- [Raw data]
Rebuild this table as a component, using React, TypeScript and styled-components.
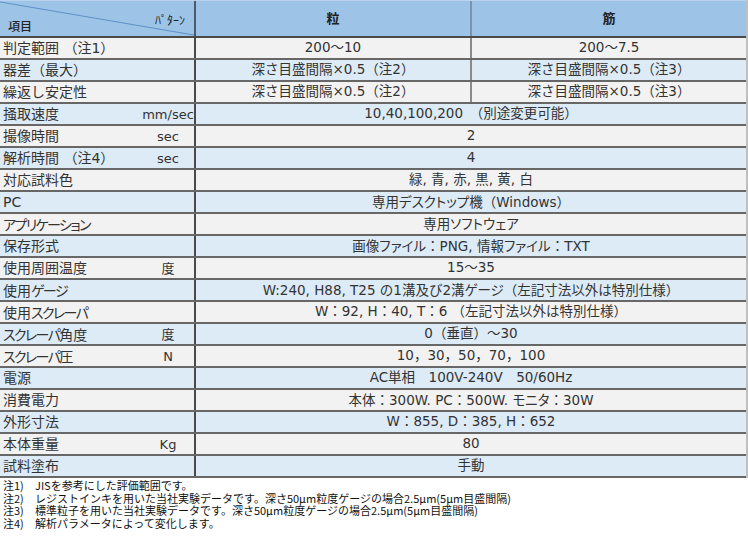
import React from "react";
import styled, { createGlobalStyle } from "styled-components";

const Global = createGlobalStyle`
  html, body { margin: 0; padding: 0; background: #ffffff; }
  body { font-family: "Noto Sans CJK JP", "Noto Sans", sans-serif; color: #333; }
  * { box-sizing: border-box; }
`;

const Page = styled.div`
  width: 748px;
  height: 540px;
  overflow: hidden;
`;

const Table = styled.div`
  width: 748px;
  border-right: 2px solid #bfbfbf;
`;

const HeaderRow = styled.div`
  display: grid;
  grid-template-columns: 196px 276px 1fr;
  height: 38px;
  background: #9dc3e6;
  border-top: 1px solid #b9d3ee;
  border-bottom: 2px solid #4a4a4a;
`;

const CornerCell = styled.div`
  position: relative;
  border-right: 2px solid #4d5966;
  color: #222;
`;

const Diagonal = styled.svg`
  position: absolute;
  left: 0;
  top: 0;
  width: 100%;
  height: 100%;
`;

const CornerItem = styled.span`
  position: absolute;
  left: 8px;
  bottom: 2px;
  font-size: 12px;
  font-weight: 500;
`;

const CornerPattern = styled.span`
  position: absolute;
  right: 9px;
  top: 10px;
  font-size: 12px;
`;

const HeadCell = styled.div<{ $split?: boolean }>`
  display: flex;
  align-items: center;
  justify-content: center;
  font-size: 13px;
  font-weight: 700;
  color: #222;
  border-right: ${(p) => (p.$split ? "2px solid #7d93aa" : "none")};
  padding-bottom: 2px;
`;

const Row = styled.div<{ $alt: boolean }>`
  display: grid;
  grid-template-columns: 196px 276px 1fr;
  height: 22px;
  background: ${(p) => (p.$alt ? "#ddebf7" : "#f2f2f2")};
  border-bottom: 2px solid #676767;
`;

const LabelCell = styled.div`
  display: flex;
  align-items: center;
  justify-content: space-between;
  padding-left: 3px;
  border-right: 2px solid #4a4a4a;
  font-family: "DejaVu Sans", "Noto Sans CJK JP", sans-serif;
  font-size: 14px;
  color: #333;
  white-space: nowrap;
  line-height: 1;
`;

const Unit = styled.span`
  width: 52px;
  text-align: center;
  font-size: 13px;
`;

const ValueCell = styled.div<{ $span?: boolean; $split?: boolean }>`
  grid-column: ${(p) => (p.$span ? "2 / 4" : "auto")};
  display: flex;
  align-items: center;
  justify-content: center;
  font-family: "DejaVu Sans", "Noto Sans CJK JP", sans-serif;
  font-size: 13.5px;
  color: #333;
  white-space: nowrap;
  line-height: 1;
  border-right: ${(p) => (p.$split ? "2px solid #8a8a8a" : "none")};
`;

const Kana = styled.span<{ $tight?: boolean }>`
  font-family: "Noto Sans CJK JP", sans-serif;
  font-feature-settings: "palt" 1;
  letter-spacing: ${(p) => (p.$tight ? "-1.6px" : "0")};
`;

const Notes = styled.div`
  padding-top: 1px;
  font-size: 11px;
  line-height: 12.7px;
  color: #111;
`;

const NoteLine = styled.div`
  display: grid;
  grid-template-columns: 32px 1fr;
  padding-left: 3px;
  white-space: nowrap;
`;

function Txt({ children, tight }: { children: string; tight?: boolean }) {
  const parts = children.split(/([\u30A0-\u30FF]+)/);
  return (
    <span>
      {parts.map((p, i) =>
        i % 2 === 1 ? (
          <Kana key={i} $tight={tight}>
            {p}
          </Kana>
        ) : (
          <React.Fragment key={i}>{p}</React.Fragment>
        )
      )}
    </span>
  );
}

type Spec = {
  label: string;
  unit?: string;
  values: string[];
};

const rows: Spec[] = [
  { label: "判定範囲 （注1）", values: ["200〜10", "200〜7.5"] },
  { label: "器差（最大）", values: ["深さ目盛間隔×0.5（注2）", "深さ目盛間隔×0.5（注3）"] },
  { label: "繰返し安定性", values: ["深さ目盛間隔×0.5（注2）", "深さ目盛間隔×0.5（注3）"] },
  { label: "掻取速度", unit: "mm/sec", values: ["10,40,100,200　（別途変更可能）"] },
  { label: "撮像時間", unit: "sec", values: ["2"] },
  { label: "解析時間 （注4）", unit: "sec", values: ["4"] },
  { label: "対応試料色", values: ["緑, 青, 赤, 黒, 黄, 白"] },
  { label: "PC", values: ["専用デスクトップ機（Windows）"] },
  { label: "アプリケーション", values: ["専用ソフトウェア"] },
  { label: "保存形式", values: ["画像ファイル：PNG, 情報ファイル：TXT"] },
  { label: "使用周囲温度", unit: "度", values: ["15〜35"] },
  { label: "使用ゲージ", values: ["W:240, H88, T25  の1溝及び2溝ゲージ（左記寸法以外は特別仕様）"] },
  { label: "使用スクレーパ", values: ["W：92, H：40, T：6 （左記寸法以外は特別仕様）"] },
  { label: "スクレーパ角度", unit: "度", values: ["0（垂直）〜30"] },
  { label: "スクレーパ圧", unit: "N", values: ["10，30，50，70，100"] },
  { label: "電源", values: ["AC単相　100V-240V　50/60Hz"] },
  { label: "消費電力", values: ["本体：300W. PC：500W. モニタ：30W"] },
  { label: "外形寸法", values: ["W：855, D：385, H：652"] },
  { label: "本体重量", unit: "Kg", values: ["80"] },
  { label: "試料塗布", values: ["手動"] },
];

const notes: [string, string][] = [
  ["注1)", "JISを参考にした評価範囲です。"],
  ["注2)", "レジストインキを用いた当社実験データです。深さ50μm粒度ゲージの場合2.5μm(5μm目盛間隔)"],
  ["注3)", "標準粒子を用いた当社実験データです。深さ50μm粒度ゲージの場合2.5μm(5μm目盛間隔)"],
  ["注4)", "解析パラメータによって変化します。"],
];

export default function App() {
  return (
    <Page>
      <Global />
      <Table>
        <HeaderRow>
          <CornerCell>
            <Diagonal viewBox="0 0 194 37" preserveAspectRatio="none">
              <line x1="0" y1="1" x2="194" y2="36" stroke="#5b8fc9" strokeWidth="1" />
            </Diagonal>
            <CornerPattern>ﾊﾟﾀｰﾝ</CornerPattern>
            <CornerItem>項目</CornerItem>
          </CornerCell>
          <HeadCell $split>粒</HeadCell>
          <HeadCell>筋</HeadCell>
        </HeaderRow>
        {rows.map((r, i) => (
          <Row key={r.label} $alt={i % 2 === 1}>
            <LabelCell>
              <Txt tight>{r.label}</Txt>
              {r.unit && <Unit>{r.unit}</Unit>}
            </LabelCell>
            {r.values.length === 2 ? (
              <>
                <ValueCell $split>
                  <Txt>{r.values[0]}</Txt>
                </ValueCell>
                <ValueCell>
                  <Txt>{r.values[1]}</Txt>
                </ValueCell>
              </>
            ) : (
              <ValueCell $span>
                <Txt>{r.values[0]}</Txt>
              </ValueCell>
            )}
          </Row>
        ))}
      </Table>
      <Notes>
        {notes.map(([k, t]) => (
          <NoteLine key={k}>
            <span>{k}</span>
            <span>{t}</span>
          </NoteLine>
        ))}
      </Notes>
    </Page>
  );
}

- [Exercise directions] Repeat the listing verbatim. Skip the pictures.

- [Task result]
Rebuild this table as a component, using React, TypeScript and styled-components.
import React from "react";
import styled, { createGlobalStyle } from "styled-components";

const Global = createGlobalStyle`
  html, body { margin: 0; padding: 0; background: #ffffff; }
  body { font-family: "Noto Sans CJK JP", "Noto Sans", sans-serif; color: #333; }
  * { box-sizing: border-box; }
`;

const Page = styled.div`
  width: 748px;
  height: 540px;
  overflow: hidden;
`;

const Table = styled.div`
  width: 748px;
  border-right: 2px solid #bfbfbf;
`;

const HeaderRow = styled.div`
  display: grid;
  grid-template-columns: 196px 276px 1fr;
  height: 38px;
  background: #9dc3e6;
  border-top: 1px solid #b9d3ee;
  border-bottom: 2px solid #4a4a4a;
`;

const CornerCell = styled.div`
  position: relative;
  border-right: 2px solid #4d5966;
  color: #222;
`;

const Diagonal = styled.svg`
  position: absolute;
  left: 0;
  top: 0;
  width: 100%;
  height: 100%;
`;

const CornerItem = styled.span`
  position: absolute;
  left: 8px;
  bottom: 2px;
  font-size: 12px;
  font-weight: 500;
`;

const CornerPattern = styled.span`
  position: absolute;
  right: 9px;
  top: 10px;
  font-size: 12px;
`;

const HeadCell = styled.div<{ $split?: boolean }>`
  display: flex;
  align-items: center;
  justify-content: center;
  font-size: 13px;
  font-weight: 700;
  color: #222;
  border-right: ${(p) => (p.$split ? "2px solid #7d93aa" : "none")};
  padding-bottom: 2px;
`;

const Row = styled.div<{ $alt: boolean }>`
  display: grid;
  grid-template-columns: 196px 276px 1fr;
  height: 22px;
  background: ${(p) => (p.$alt ? "#ddebf7" : "#f2f2f2")};
  border-bottom: 2px solid #676767;
`;

const LabelCell = styled.div`
  display: flex;
  align-items: center;
  justify-content: space-between;
  padding-left: 3px;
  border-right: 2px solid #4a4a4a;
  font-family: "DejaVu Sans", "Noto Sans CJK JP", sans-serif;
  font-size: 14px;
  color: #333;
  white-space: nowrap;
  line-height: 1;
`;

const Unit = styled.span`
  width: 52px;
  text-align: center;
  font-size: 13px;
`;

const ValueCell = styled.div<{ $span?: boolean; $split?: boolean }>`
  grid-column: ${(p) => (p.$span ? "2 / 4" : "auto")};
  display: flex;
  align-items: center;
  justify-content: center;
  font-family: "DejaVu Sans", "Noto Sans CJK JP", sans-serif;
  font-size: 13.5px;
  color: #333;
  white-space: nowrap;
  line-height: 1;
  border-right: ${(p) => (p.$split ? "2px solid #8a8a8a" : "none")};
`;

const Kana = styled.span<{ $tight?: boolean }>`
  font-family: "Noto Sans CJK JP", sans-serif;
  font-feature-settings: "palt" 1;
  letter-spacing: ${(p) => (p.$tight ? "-1.6px" : "0")};
`;

const Notes = styled.div`
  padding-top: 1px;
  font-size: 11px;
  line-height: 12.7px;
  color: #111;
`;

const NoteLine = styled.div`
  display: grid;
  grid-template-columns: 32px 1fr;
  padding-left: 3px;
  white-space: nowrap;
`;

function Txt({ children, tight }: { children: string; tight?: boolean }) {
  const parts = children.split(/([\u30A0-\u30FF]+)/);
  return (
    <span>
      {parts.map((p, i) =>
        i % 2 === 1 ? (
          <Kana key={i} $tight={tight}>
            {p}
          </Kana>
        ) : (
          <React.Fragment key={i}>{p}</React.Fragment>
        )
      )}
    </span>
  );
}

type Spec = {
  label: string;
  unit?: string;
  values: string[];
};

const rows: Spec[] = [
  { label: "判定範囲 （注1）", values: ["200〜10", "200〜7.5"] },
  { label: "器差（最大）", values: ["深さ目盛間隔×0.5（注2）", "深さ目盛間隔×0.5（注3）"] },
  { label: "繰返し安定性", values: ["深さ目盛間隔×0.5（注2）", "深さ目盛間隔×0.5（注3）"] },
  { label: "掻取速度", unit: "mm/sec", values: ["10,40,100,200　（別途変更可能）"] },
  { label: "撮像時間", unit: "sec", values: ["2"] },
  { label: "解析時間 （注4）", unit: "sec", values: ["4"] },
  { label: "対応試料色", values: ["緑, 青, 赤, 黒, 黄, 白"] },
  { label: "PC", values: ["専用デスクトップ機（Windows）"] },
  { label: "アプリケーション", values: ["専用ソフトウェア"] },
  { label: "保存形式", values: ["画像ファイル：PNG, 情報ファイル：TXT"] },
  { label: "使用周囲温度", unit: "度", values: ["15〜35"] },
  { label: "使用ゲージ", values: ["W:240, H88, T25  の1溝及び2溝ゲージ（左記寸法以外は特別仕様）"] },
  { label: "使用スクレーパ", values: ["W：92, H：40, T：6 （左記寸法以外は特別仕様）"] },
  { label: "スクレーパ角度", unit: "度", values: ["0（垂直）〜30"] },
  { label: "スクレーパ圧", unit: "N", values: ["10，30，50，70，100"] },
  { label: "電源", values: ["AC単相　100V-240V　50/60Hz"] },
  { label: "消費電力", values: ["本体：300W. PC：500W. モニタ：30W"] },
  { label: "外形寸法", values: ["W：855, D：385, H：652"] },
  { label: "本体重量", unit: "Kg", values: ["80"] },
  { label: "試料塗布", values: ["手動"] },
];

const notes: [string, string][] = [
  ["注1)", "JISを参考にした評価範囲です。"],
  ["注2)", "レジストインキを用いた当社実験データです。深さ50μm粒度ゲージの場合2.5μm(5μm目盛間隔)"],
  ["注3)", "標準粒子を用いた当社実験データです。深さ50μm粒度ゲージの場合2.5μm(5μm目盛間隔)"],
  ["注4)", "解析パラメータによって変化します。"],
];

export default function App() {
  return (
    <Page>
      <Global />
      <Table>
        <HeaderRow>
          <CornerCell>
            <Diagonal viewBox="0 0 194 37" preserveAspectRatio="none">
              <line x1="0" y1="1" x2="194" y2="36" stroke="#5b8fc9" strokeWidth="1" />
            </Diagonal>
            <CornerPattern>ﾊﾟﾀｰﾝ</CornerPattern>
            <CornerItem>項目</CornerItem>
          </CornerCell>
          <HeadCell $split>粒</HeadCell>
          <HeadCell>筋</HeadCell>
        </HeaderRow>
        {rows.map((r, i) => (
          <Row key={r.label} $alt={i % 2 === 1}>
            <LabelCell>
              <Txt tight>{r.label}</Txt>
              {r.unit && <Unit>{r.unit}</Unit>}
            </LabelCell>
            {r.values.length === 2 ? (
              <>
                <ValueCell $split>
                  <Txt>{r.values[0]}</Txt>
                </ValueCell>
                <ValueCell>
                  <Txt>{r.values[1]}</Txt>
                </ValueCell>
              </>
            ) : (
              <ValueCell $span>
                <Txt>{r.values[0]}</Txt>
              </ValueCell>
            )}
          </Row>
        ))}
      </Table>
      <Notes>
        {notes.map(([k, t]) => (
          <NoteLine key={k}>
            <span>{k}</span>
            <span>{t}</span>
          </NoteLine>
        ))}
      </Notes>
    </Page>
  );
}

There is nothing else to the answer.